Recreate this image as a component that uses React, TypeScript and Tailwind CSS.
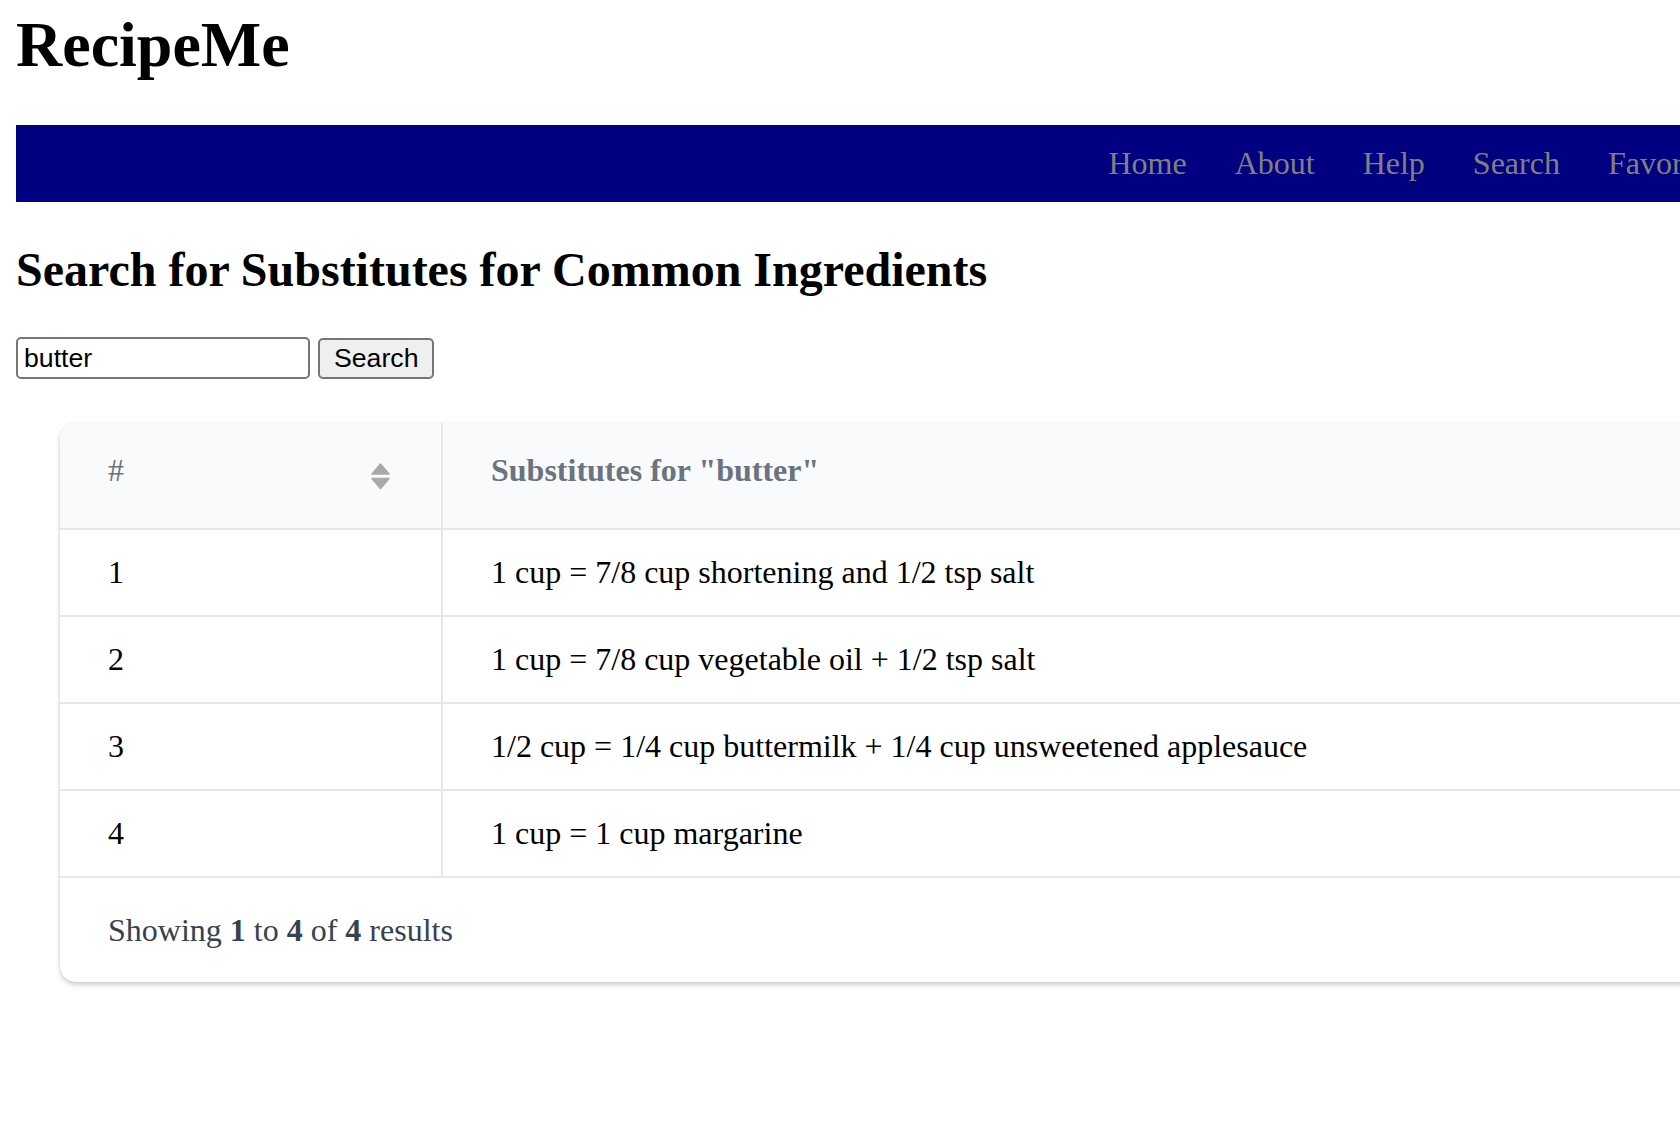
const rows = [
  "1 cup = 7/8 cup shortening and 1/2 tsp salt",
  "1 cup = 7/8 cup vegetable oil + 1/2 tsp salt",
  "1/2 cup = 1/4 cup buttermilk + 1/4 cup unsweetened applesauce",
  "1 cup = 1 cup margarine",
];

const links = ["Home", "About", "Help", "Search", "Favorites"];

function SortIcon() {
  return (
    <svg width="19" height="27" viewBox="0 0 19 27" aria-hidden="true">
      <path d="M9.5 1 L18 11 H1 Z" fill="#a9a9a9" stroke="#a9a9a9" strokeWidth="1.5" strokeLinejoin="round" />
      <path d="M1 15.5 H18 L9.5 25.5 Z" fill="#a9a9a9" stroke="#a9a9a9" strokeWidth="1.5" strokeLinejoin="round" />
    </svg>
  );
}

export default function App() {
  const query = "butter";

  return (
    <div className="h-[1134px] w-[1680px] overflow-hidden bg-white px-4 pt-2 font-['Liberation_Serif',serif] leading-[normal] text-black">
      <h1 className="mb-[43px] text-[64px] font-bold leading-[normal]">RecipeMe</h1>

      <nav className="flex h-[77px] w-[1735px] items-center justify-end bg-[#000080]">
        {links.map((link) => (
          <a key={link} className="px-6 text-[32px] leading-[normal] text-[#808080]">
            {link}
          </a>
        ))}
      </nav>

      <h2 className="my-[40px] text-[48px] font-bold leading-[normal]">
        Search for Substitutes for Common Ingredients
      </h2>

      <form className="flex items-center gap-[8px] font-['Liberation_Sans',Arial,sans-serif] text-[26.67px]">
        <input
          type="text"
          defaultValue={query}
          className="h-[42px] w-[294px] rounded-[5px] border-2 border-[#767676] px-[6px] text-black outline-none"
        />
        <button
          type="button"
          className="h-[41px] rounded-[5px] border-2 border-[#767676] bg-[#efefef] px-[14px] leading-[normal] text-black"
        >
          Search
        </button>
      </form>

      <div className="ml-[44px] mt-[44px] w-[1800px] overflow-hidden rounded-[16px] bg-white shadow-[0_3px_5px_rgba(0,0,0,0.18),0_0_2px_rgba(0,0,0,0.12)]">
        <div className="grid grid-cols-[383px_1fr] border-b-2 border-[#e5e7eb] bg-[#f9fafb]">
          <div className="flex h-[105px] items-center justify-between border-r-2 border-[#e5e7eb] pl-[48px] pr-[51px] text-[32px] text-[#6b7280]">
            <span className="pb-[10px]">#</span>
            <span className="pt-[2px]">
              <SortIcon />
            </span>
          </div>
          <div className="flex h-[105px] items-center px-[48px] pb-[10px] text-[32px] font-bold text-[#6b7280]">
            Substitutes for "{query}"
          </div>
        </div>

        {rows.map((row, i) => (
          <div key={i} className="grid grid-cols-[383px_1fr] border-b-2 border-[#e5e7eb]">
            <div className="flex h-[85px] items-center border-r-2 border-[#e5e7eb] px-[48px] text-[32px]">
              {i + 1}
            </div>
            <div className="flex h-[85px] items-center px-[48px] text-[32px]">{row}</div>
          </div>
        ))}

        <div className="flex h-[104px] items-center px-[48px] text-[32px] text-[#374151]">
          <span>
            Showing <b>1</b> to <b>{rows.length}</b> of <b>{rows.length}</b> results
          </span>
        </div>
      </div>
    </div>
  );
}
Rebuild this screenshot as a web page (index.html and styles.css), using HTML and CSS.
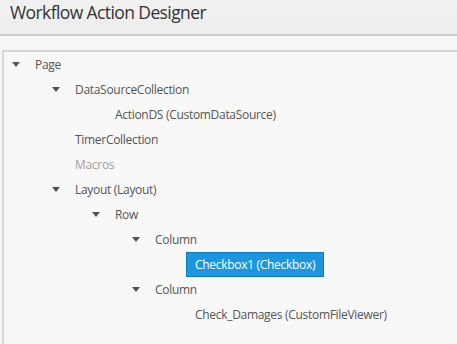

■ ■ ■ ■ ■ ■ ■

» **Exercise**: Each line of the data is to be duplicated exactly; pictures stay out of the copy.

» **Answer to this exercise**:
Recreate this image as a component that uses React, TypeScript and Tailwind CSS.
const rows = [
  "1 cup = 7/8 cup shortening and 1/2 tsp salt",
  "1 cup = 7/8 cup vegetable oil + 1/2 tsp salt",
  "1/2 cup = 1/4 cup buttermilk + 1/4 cup unsweetened applesauce",
  "1 cup = 1 cup margarine",
];

const links = ["Home", "About", "Help", "Search", "Favorites"];

function SortIcon() {
  return (
    <svg width="19" height="27" viewBox="0 0 19 27" aria-hidden="true">
      <path d="M9.5 1 L18 11 H1 Z" fill="#a9a9a9" stroke="#a9a9a9" strokeWidth="1.5" strokeLinejoin="round" />
      <path d="M1 15.5 H18 L9.5 25.5 Z" fill="#a9a9a9" stroke="#a9a9a9" strokeWidth="1.5" strokeLinejoin="round" />
    </svg>
  );
}

export default function App() {
  const query = "butter";

  return (
    <div className="h-[1134px] w-[1680px] overflow-hidden bg-white px-4 pt-2 font-['Liberation_Serif',serif] leading-[normal] text-black">
      <h1 className="mb-[43px] text-[64px] font-bold leading-[normal]">RecipeMe</h1>

      <nav className="flex h-[77px] w-[1735px] items-center justify-end bg-[#000080]">
        {links.map((link) => (
          <a key={link} className="px-6 text-[32px] leading-[normal] text-[#808080]">
            {link}
          </a>
        ))}
      </nav>

      <h2 className="my-[40px] text-[48px] font-bold leading-[normal]">
        Search for Substitutes for Common Ingredients
      </h2>

      <form className="flex items-center gap-[8px] font-['Liberation_Sans',Arial,sans-serif] text-[26.67px]">
        <input
          type="text"
          defaultValue={query}
          className="h-[42px] w-[294px] rounded-[5px] border-2 border-[#767676] px-[6px] text-black outline-none"
        />
        <button
          type="button"
          className="h-[41px] rounded-[5px] border-2 border-[#767676] bg-[#efefef] px-[14px] leading-[normal] text-black"
        >
          Search
        </button>
      </form>

      <div className="ml-[44px] mt-[44px] w-[1800px] overflow-hidden rounded-[16px] bg-white shadow-[0_3px_5px_rgba(0,0,0,0.18),0_0_2px_rgba(0,0,0,0.12)]">
        <div className="grid grid-cols-[383px_1fr] border-b-2 border-[#e5e7eb] bg-[#f9fafb]">
          <div className="flex h-[105px] items-center justify-between border-r-2 border-[#e5e7eb] pl-[48px] pr-[51px] text-[32px] text-[#6b7280]">
            <span className="pb-[10px]">#</span>
            <span className="pt-[2px]">
              <SortIcon />
            </span>
          </div>
          <div className="flex h-[105px] items-center px-[48px] pb-[10px] text-[32px] font-bold text-[#6b7280]">
            Substitutes for "{query}"
          </div>
        </div>

        {rows.map((row, i) => (
          <div key={i} className="grid grid-cols-[383px_1fr] border-b-2 border-[#e5e7eb]">
            <div className="flex h-[85px] items-center border-r-2 border-[#e5e7eb] px-[48px] text-[32px]">
              {i + 1}
            </div>
            <div className="flex h-[85px] items-center px-[48px] text-[32px]">{row}</div>
          </div>
        ))}

        <div className="flex h-[104px] items-center px-[48px] text-[32px] text-[#374151]">
          <span>
            Showing <b>1</b> to <b>{rows.length}</b> of <b>{rows.length}</b> results
          </span>
        </div>
      </div>
    </div>
  );
}
Rebuild this screenshot as a web page (index.html and styles.css), using HTML and CSS.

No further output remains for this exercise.